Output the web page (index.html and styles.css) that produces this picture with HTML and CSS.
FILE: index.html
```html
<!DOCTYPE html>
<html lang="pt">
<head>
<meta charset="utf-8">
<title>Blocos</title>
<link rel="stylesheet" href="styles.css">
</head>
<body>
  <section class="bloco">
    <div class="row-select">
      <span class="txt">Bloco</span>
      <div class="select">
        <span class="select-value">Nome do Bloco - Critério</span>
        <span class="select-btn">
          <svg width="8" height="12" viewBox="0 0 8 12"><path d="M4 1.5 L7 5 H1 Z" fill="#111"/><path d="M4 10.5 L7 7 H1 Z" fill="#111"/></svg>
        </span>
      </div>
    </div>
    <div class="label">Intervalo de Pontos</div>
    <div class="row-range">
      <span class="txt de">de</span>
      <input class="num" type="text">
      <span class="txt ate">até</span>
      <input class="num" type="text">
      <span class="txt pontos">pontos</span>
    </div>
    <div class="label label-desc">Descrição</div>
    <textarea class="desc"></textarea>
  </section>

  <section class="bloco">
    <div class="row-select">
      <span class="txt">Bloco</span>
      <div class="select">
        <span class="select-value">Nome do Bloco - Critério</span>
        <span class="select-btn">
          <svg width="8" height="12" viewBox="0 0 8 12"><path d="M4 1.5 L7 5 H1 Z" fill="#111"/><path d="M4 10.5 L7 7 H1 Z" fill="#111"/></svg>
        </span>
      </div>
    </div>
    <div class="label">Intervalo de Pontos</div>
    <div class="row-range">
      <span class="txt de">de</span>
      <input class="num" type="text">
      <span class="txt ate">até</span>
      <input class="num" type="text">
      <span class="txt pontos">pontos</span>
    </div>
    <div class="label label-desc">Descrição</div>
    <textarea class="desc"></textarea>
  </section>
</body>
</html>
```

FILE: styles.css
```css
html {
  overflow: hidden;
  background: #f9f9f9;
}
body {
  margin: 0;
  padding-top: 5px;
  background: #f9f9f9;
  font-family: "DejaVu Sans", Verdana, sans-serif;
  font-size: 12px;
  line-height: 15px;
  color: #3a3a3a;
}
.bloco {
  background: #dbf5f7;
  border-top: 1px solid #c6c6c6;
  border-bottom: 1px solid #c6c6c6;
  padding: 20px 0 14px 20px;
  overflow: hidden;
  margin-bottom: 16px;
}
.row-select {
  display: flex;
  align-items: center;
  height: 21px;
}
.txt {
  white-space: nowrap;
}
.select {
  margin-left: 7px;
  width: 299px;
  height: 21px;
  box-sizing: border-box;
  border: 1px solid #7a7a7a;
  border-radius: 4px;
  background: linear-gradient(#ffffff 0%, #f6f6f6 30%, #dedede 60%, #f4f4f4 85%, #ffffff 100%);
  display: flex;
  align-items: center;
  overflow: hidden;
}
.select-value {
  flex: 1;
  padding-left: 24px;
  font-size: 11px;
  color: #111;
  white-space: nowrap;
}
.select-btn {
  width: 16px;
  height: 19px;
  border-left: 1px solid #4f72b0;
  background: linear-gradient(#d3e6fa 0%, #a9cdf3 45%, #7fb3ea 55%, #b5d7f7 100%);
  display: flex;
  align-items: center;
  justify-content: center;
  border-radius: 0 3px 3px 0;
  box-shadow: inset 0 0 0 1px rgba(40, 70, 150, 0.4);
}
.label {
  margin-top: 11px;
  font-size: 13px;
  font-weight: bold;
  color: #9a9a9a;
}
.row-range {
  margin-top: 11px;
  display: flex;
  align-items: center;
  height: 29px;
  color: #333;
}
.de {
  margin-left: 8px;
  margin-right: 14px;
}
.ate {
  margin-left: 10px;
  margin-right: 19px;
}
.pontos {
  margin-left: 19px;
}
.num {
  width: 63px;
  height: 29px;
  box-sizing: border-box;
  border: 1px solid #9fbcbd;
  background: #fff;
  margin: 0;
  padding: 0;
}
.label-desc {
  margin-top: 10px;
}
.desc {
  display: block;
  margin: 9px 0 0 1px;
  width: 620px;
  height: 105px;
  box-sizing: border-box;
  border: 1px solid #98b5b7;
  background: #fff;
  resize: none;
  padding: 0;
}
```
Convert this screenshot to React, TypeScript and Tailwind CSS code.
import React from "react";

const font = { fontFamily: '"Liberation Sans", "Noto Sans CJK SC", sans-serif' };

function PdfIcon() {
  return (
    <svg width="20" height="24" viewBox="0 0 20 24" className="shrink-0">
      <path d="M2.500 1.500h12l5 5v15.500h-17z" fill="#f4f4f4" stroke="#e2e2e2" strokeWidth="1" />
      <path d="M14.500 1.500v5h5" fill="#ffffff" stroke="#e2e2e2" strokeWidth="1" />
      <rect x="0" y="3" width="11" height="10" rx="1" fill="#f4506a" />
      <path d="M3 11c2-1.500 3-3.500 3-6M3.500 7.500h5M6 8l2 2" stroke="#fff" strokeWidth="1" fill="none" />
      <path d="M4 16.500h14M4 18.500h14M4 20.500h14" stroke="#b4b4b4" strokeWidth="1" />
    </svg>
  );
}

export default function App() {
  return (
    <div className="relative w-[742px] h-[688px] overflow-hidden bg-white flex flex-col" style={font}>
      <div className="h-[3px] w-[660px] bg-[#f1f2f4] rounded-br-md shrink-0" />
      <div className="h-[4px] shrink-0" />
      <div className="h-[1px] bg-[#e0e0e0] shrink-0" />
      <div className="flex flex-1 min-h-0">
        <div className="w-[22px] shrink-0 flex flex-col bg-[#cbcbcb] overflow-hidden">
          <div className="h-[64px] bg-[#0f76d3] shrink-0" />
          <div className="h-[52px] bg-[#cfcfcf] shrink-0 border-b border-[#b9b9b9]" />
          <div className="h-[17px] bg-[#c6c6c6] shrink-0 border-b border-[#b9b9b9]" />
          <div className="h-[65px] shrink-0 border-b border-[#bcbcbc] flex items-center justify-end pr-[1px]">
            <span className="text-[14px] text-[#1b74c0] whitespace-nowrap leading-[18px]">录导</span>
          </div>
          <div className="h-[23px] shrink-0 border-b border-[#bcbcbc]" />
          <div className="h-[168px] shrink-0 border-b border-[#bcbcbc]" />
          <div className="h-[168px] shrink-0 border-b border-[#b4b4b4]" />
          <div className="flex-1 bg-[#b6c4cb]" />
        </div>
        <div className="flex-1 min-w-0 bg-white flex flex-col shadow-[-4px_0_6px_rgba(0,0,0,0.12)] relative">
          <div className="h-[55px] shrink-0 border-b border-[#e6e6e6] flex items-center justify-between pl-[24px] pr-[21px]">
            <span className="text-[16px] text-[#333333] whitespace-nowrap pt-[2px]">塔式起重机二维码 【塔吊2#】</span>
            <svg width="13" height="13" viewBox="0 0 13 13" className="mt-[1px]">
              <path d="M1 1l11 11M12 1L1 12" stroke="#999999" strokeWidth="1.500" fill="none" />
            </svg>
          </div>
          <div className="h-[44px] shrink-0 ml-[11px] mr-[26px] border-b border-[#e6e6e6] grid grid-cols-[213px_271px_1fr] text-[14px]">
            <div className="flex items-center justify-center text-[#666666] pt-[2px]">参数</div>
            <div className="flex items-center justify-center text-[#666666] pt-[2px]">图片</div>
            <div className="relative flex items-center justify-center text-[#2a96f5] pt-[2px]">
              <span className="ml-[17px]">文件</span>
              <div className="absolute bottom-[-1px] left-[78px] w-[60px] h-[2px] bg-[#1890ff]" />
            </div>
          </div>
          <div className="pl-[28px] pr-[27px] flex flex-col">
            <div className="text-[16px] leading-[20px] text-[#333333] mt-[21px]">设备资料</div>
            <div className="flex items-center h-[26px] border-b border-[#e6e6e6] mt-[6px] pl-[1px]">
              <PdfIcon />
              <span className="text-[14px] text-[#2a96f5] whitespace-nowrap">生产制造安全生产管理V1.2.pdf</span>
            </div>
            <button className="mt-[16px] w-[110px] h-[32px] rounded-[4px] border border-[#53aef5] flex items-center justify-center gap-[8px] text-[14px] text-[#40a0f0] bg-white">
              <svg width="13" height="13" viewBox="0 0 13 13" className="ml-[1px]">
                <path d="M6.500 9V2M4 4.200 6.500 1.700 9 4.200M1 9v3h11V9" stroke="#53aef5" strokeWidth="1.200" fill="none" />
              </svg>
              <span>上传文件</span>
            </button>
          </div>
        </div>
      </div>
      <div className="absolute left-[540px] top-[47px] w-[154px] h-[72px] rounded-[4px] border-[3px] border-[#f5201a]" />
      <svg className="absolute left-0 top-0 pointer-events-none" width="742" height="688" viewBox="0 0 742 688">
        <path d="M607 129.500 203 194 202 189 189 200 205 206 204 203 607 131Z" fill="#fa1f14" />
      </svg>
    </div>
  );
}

_____

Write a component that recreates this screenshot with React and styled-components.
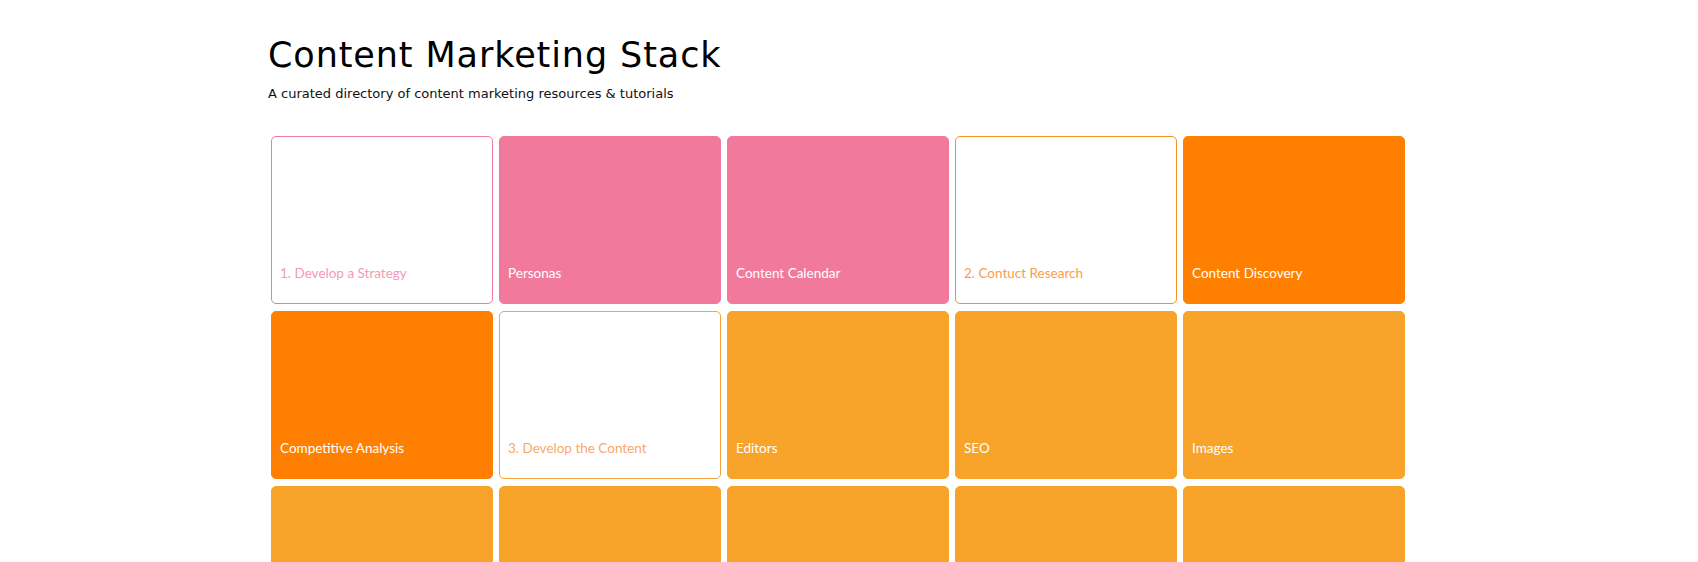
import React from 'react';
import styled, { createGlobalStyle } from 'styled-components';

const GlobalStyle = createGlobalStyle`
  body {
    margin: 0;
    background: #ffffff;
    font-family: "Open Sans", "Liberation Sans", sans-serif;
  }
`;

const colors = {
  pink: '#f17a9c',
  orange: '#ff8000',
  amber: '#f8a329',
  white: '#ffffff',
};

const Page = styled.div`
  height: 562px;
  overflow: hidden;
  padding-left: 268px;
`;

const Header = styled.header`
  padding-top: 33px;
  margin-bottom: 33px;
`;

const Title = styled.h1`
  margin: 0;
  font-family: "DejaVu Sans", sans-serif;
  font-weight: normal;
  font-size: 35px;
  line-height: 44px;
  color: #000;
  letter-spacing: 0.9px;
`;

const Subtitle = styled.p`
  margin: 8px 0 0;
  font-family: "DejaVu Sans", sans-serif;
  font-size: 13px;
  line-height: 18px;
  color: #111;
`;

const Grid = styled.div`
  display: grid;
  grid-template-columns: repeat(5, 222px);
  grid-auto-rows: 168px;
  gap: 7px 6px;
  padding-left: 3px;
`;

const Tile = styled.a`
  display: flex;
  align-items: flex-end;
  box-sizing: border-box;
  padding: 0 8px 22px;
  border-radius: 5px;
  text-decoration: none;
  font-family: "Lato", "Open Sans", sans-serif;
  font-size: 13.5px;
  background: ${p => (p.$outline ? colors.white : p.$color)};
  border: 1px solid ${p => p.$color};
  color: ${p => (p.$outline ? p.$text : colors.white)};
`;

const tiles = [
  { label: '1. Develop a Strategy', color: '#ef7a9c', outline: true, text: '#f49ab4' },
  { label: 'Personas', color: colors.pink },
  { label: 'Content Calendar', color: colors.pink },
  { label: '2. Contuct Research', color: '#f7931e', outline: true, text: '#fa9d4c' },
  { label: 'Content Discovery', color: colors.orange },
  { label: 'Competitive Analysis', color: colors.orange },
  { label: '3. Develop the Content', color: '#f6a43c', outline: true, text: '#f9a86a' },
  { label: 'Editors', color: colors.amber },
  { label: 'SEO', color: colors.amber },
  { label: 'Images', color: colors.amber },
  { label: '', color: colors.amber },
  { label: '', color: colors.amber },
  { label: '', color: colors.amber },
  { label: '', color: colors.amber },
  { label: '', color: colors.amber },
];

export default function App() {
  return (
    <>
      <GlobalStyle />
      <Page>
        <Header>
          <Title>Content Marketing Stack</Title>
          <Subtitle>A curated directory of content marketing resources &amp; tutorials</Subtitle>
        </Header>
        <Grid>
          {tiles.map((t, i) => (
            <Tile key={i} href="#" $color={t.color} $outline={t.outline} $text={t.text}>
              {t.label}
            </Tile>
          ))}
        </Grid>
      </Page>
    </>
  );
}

_____

SET TASK:
Search the data for "styled". Copy every matching line.

RIGHT ANSWER:
Write a component that recreates this screenshot with React and styled-components.
import styled, { createGlobalStyle } from 'styled-components';
const Page = styled.div`
const Header = styled.header`
const Title = styled.h1`
const Subtitle = styled.p`
const Grid = styled.div`
const Tile = styled.a`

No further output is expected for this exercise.